4. Count 1 of the amended petition stated a cause of action against the defendant electrical company, and the trial court erred in its order of June 1, 1964, in sustaining the general demurrer to that count of the amended petition.
5. (a) The trial court in its order of March 11, 1964, properly sustained the general demurrer of the defendant company to count 1 of the plaintiff's petition for the reason that the allegations of count 1 of the petition prior to the amendments offered pursuant to the order of March 11, 1964, were utterly insufficient to allege the relationship of principal and agent between the defendant company and Cash with respect to the alleged execution of the contract with the plaintiff's decedent. However, as held in Division 1 of this opinion, count 1 of the petition as amended pursuant to that order, did sufficiently allege such agency relationship; and it cannot be said therefore that these amendments to count 1 were not material.
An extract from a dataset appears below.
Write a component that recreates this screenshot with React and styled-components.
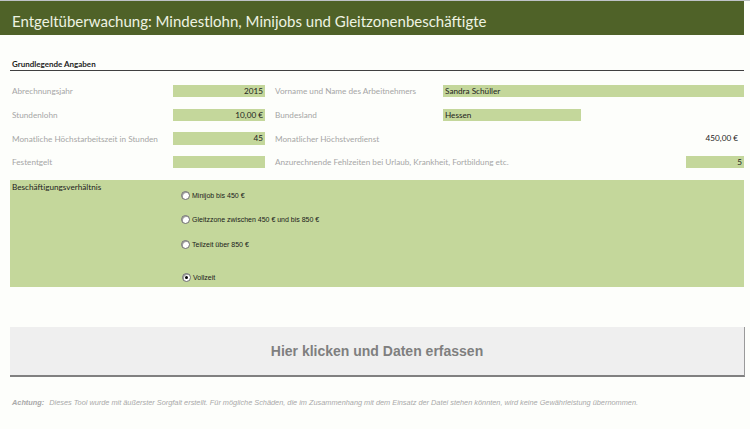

Accordingly, the trial court erred in sustaining the defendant company's motion to dismiss count 1 of the petition as finally amended. See in this connection, Clark v. S.F.C. Acceptance Corp., 109 Ga. App. 180 (135 SE2d 473)
(b) An examination of the amendments to count 2 of the petition made pursuant to the order of March 11, 1964, disclose, however, that they did not materially change this count; and it was not error therefore to dismiss count 2 of the petition as finally amended on motion of the defendant company for the reason that, under these circumstances, the order of March 11, 1964, established the law of the case that count 2 did not set forth a cause of action. Northside Manor v. Vann, 219 Ga. 298 (133 SE2d 32)
. It is unnecessary to rule on the order sustaining the general demurrers of the defendant company to this count of the petition as amended.